Christie has also seen some political failures that have made his job tougher. A major source of New Jersey’s fiscal problems is its supreme court, one of the most activist in the country. It has ruled that Trenton needs to subsidize urban schools so that they spend as much, per pupil, as schools in the state’s richest suburban districts, with the state covering the difference. As a result, schools in places such as Newark, Camden, and Paterson spend more per pupil — $25,000 and up — than urban schools just about anywhere else. I estimate that New Jersey has been forced to spend an additional $40 billion on education over the last 20 years as a result of the supreme-court ruling. Christie took office pledging to rein in the court, but he’s stumbled in his nominations, putting forward inexperienced jurists whom the Democratic-controlled state senate has balked at approving.

Despite his failings, Christie has remained very popular with one constituency that’s crucial for a New Jersey rebound: the state’s battered business community. In a January 2015 poll by the New Jersey Business and Industry Association, 57 percent of executives said that Christie is doing a good or excellent job — the best rating of any governor since the poll began in 1991. That same poll found a significant decrease in the pessimism that hung over the business community: During Corzine’s last year in office, 52 percent of New Jersey executives rated their state as a bad place to do business; it’s down to 28 percent now.

If his overall popularity doesn’t rebound, Christie’s biggest failing may be that he has paved the way for a Democrat to succeed him. Given the stranglehold that Democrats already have on the legislature, that would almost certainly lead to new rounds of expensive and destructive tax increases. Under that scenario, Christie’s tenure would have been, at best, an eight-year hiatus from the barrage of new levies, spending boondoggles, and regulatory excesses that New Jersey experienced under Democratic governance.

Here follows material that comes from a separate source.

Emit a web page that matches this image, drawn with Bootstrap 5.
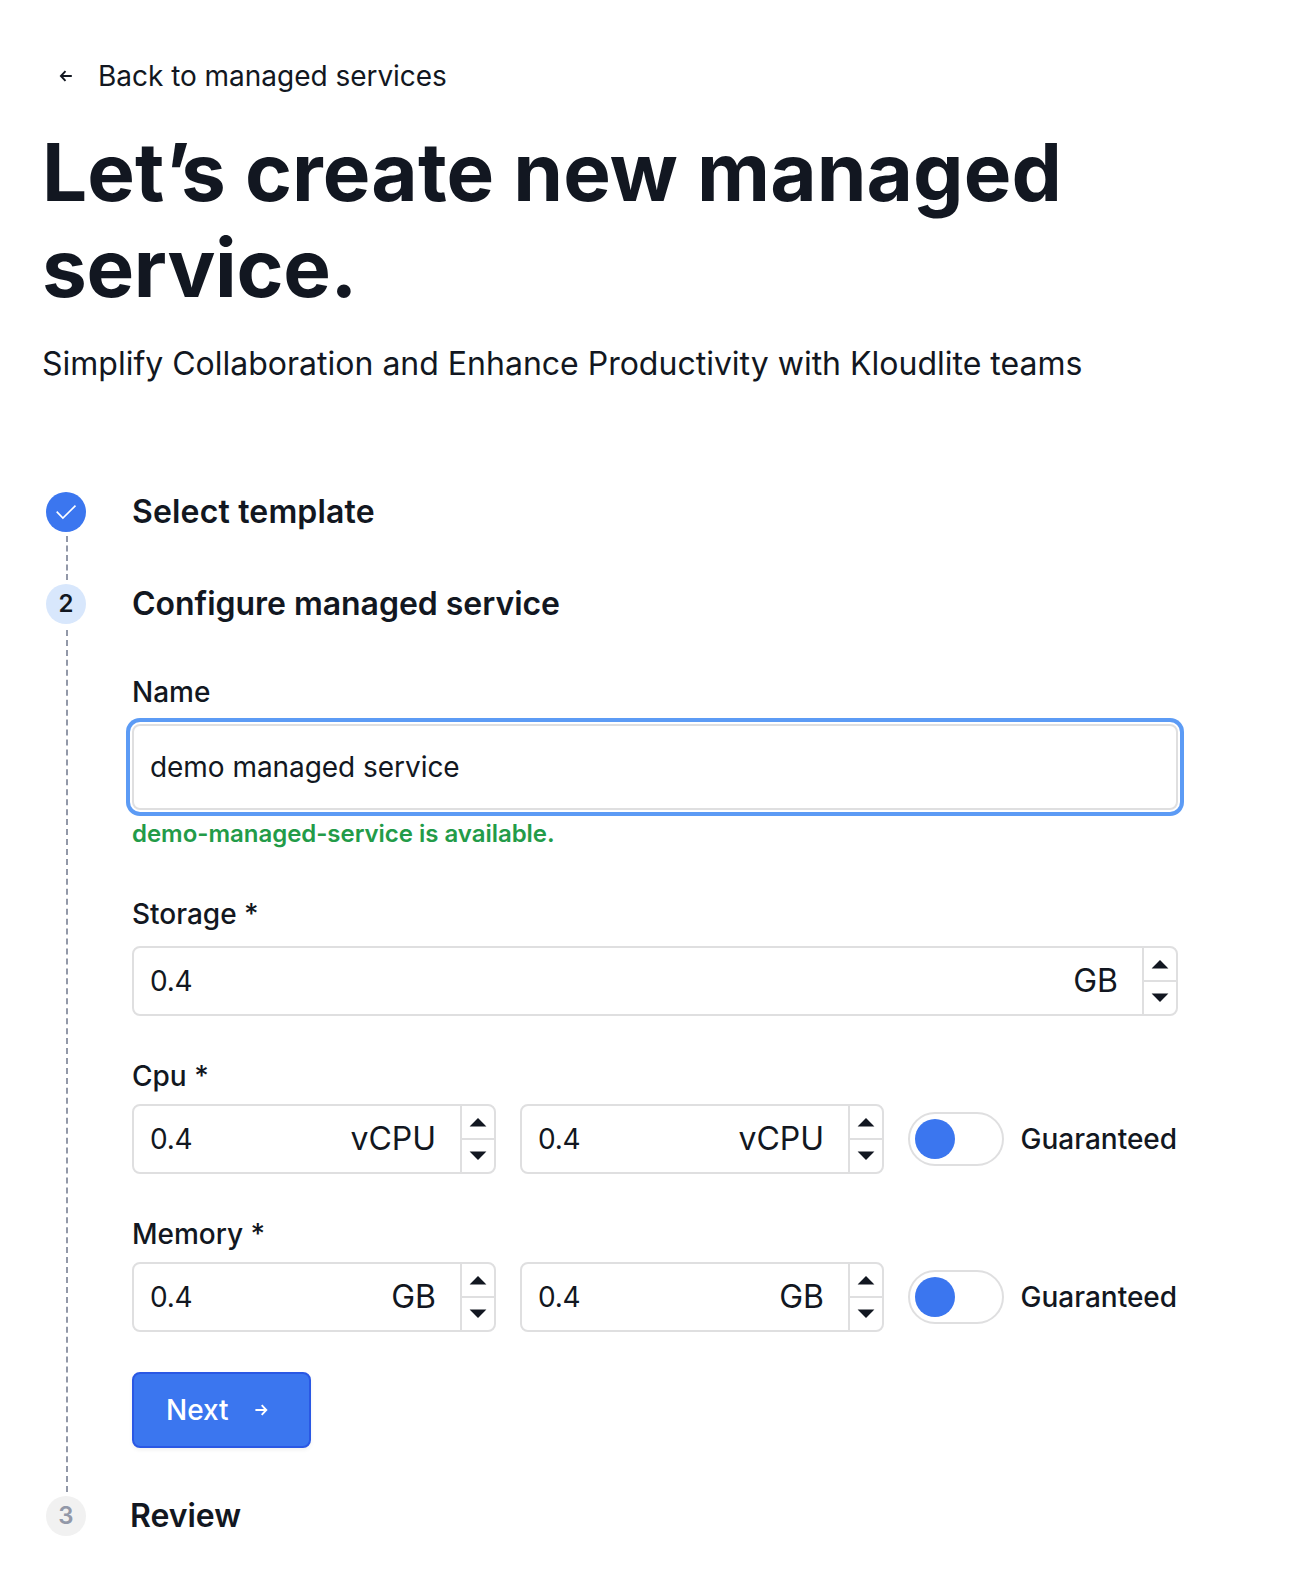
<!DOCTYPE html>
<html lang="en">
<head>
<meta charset="utf-8">
<meta name="viewport" content="width=device-width, initial-scale=1">
<title>Create managed service</title>
<link href="https://cdn.jsdelivr.net/npm/bootstrap@5.3.0/dist/css/bootstrap.min.css" rel="stylesheet">
<style>
  :root { --ink: #121721; --line: #dfdfe0; --brand: #3b76ef; --muted: #9298a8; }
  body { font-family: Inter, "Liberation Sans", sans-serif; font-size: 28px; line-height: 40px; color: var(--ink); background: #fff; overflow-x: hidden; }
  .page { padding: 56px 134px 54px 42px; }
  .back-link { color: var(--ink); padding-left: 17px; gap: 26px; letter-spacing: -.03px; }
  .page-title { font-size: 80px; line-height: 96px; font-weight: 700; letter-spacing: .1px; margin: 28px 0 24px; }
  .apos { margin-left: 1px; letter-spacing: -9.4px; }
  .title-end { letter-spacing: -.3px; }
  .page-sub { font-size: 32px; line-height: 48px; margin: 0 -40px 104px 0; }
  .step-rail { width: 40px; margin: 0 46px 0 4px; }
  .step-rail-last { margin-right: 44px; }
  .step-dot { width: 40px; height: 40px; font-size: 24px; font-weight: 600; }
  .dot-done { background: var(--brand); }
  .dot-now { background: #d8e7fc; }
  .dot-next { background: #f1f1f1; color: var(--muted); }
  .rail-line { border-left: 2px dashed var(--muted); margin: 4px 0 4px 20px; }
  .rail-long { margin-top: 6px; }
  .step-title { font-size: 32px; line-height: 40px; font-weight: 600; letter-spacing: -.03px; margin: 0; }
  .title-loose { letter-spacing: .16px; }
  .step-gap { height: 92px; }
  .fields { padding-top: 48px; padding-bottom: 48px; }
  .field-label { font-weight: 500; margin-bottom: 8px; display: block; }
  .label-wide { margin-bottom: 12px; }
  .label-next { padding-top: 40px; }
  .name-input.form-control { height: 86px; border: 2px solid var(--line); border-radius: 8px; padding: 0 16px; font-size: 28px; letter-spacing: -.05px; color: var(--ink); box-shadow: 0 0 0 2px #fff, 0 0 0 6px #5c9bf5; }
  .help-ok { font-size: 24px; line-height: 32px; font-weight: 600; letter-spacing: -.03px; color: #239b48; margin: 8px 0 44px; }
  .num-box { height: 70px; border: 2px solid var(--line); border-radius: 8px; background: #fff; overflow: hidden; }
  .num-box input { min-width: 0; width: 0; border: 0; outline: 0; padding: 0 0 0 16px; color: var(--ink); background: transparent; letter-spacing: -.2px; }
  .num-unit { font-size: 32px; padding-right: 24px; flex: none; }
  .stepper { width: 34px; flex: none; border-left: 2px solid var(--line); }
  .stepper button { border: 0; padding: 1px 0 0; background: none; }
  .stepper button + button { border-top: 2px solid var(--line); padding: 0 0 1px; }
  .half { width: 364px; flex: none; }
  .switch-row { gap: 16.5px; font-weight: 500; }
  .switch-track { width: 96px; height: 54px; border: 2px solid var(--line); border-radius: 27px; padding-left: 5px; flex: none; }
  .switch-knob { width: 40px; height: 40px; background: var(--brand); }
  .next-btn.btn { width: 179px; height: 76px; border: 2px solid #2a58e4; border-radius: 8px; background: var(--brand); color: #fff; font-size: 28px; line-height: 40px; font-weight: 500; padding: 0 0 0 32px; gap: 26.5px; box-shadow: 0 2px 4px rgba(0,0,0,.06); margin-top: 40px; }
  svg { display: block; flex: none; }
</style>
<script src="https://cdn.jsdelivr.net/npm/bootstrap@5.3.0/dist/js/bootstrap.bundle.min.js"></script>
</head>
<body>
<svg width="0" height="0" class="position-absolute" aria-hidden="true">
  <symbol id="up" viewBox="0 0 18 9"><path d="M9 0L17.4 8.6H.6z" fill="#121721"/></symbol>
  <symbol id="down" viewBox="0 0 18 9"><path d="M.6.4H17.4L9 9z" fill="#121721"/></symbol>
</svg>
<main class="page">
  <a href="#" class="back-link d-flex align-items-center text-decoration-none">
    <svg width="13" height="12" viewBox="0 0 13 12" fill="none" stroke="currentColor" stroke-width="1.9"><path d="M12.8 6H2.2M6.5 1.2L1.9 6l4.6 4.8"/></svg>
    <span>Back to managed services</span>
  </a>
  <h1 class="page-title">Let<span class="apos">’</span>s create new managed <span class="title-end">service.</span></h1>
  <p class="page-sub text-nowrap">Simplify Collaboration and Enhance Productivity with Kloudlite teams</p>

  <section class="d-flex step-gap">
    <div class="step-rail d-flex flex-column">
      <div class="step-dot dot-done rounded-circle d-flex align-items-center justify-content-center">
        <svg width="22" height="16" viewBox="0 0 22 16" fill="none" stroke="#fff" stroke-width="1.6"><path d="M1.7 7.6l6.2 6.5L20.5 1.6"/></svg>
      </div>
      <div class="rail-line flex-grow-1"></div>
    </div>
    <h2 class="step-title title-loose">Select template</h2>
  </section>

  <section class="d-flex">
    <div class="step-rail d-flex flex-column">
      <div class="step-dot dot-now rounded-circle d-flex align-items-center justify-content-center">2</div>
      <div class="rail-line rail-long flex-grow-1"></div>
    </div>
    <div class="flex-grow-1">
      <h2 class="step-title">Configure managed service</h2>
      <form class="fields">
        <label class="field-label label-wide" for="name">Name</label>
        <input id="name" class="form-control name-input" type="text" value="demo managed service">
        <p class="help-ok">demo-managed-service is available.</p>

        <label class="field-label label-wide" for="storage">Storage *</label>
        <div class="num-box d-flex">
          <input id="storage" class="flex-grow-1" value="0.4"><span class="num-unit align-self-center">GB</span>
          <div class="stepper d-flex flex-column"><button type="button" class="flex-fill d-flex align-items-center justify-content-center" aria-label="Increase"><svg width="18" height="9"><use href="#up"/></svg></button><button type="button" class="flex-fill d-flex align-items-center justify-content-center" aria-label="Decrease"><svg width="18" height="9"><use href="#down"/></svg></button></div>
        </div>

        <label class="field-label label-next" for="cpu-min">Cpu *</label>
        <div class="d-flex align-items-center gap-4">
          <div class="num-box half d-flex">
            <input id="cpu-min" class="flex-grow-1" value="0.4"><span class="num-unit align-self-center">vCPU</span>
            <div class="stepper d-flex flex-column"><button type="button" class="flex-fill d-flex align-items-center justify-content-center" aria-label="Increase"><svg width="18" height="9"><use href="#up"/></svg></button><button type="button" class="flex-fill d-flex align-items-center justify-content-center" aria-label="Decrease"><svg width="18" height="9"><use href="#down"/></svg></button></div>
          </div>
          <div class="num-box half d-flex">
            <input class="flex-grow-1" value="0.4" aria-label="Cpu limit"><span class="num-unit align-self-center">vCPU</span>
            <div class="stepper d-flex flex-column"><button type="button" class="flex-fill d-flex align-items-center justify-content-center" aria-label="Increase"><svg width="18" height="9"><use href="#up"/></svg></button><button type="button" class="flex-fill d-flex align-items-center justify-content-center" aria-label="Decrease"><svg width="18" height="9"><use href="#down"/></svg></button></div>
          </div>
          <div class="switch-row d-flex align-items-center">
            <div class="switch-track d-flex align-items-center" role="switch" aria-checked="false"><div class="switch-knob rounded-circle"></div></div>
            <span>Guaranteed</span>
          </div>
        </div>

        <label class="field-label label-next" for="mem-min">Memory *</label>
        <div class="d-flex align-items-center gap-4">
          <div class="num-box half d-flex">
            <input id="mem-min" class="flex-grow-1" value="0.4"><span class="num-unit align-self-center">GB</span>
            <div class="stepper d-flex flex-column"><button type="button" class="flex-fill d-flex align-items-center justify-content-center" aria-label="Increase"><svg width="18" height="9"><use href="#up"/></svg></button><button type="button" class="flex-fill d-flex align-items-center justify-content-center" aria-label="Decrease"><svg width="18" height="9"><use href="#down"/></svg></button></div>
          </div>
          <div class="num-box half d-flex">
            <input class="flex-grow-1" value="0.4" aria-label="Memory limit"><span class="num-unit align-self-center">GB</span>
            <div class="stepper d-flex flex-column"><button type="button" class="flex-fill d-flex align-items-center justify-content-center" aria-label="Increase"><svg width="18" height="9"><use href="#up"/></svg></button><button type="button" class="flex-fill d-flex align-items-center justify-content-center" aria-label="Decrease"><svg width="18" height="9"><use href="#down"/></svg></button></div>
          </div>
          <div class="switch-row d-flex align-items-center">
            <div class="switch-track d-flex align-items-center" role="switch" aria-checked="false"><div class="switch-knob rounded-circle"></div></div>
            <span>Guaranteed</span>
          </div>
        </div>

        <button type="button" class="btn next-btn d-flex align-items-center">Next
          <svg width="13" height="12" viewBox="0 0 13 12" fill="none" stroke="currentColor" stroke-width="1.9"><path d="M.4 6H11M6.7 1.2L11.3 6l-4.6 4.8"/></svg>
        </button>
      </form>
    </div>
  </section>

  <section class="d-flex">
    <div class="step-rail step-rail-last">
      <div class="step-dot dot-next rounded-circle d-flex align-items-center justify-content-center">3</div>
    </div>
    <h2 class="step-title">Review</h2>
  </section>
</main>
</body>
</html>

Christie’s administration could have achieved so much more. It might have demonstrated to the state’s cynical and beleaguered voters that it is possible to change the culture of Trenton, to overturn the greedy, profligate, dysfunctional politics that has so consistently earned New Jersey a reputation as one of the worst-managed states, and to set state government on a path toward financial stability and regulatory sanity. But Christie still has time to demonstrate just how destructive years of tax-borrow-and-spend policies have been, and this would be a real achievement.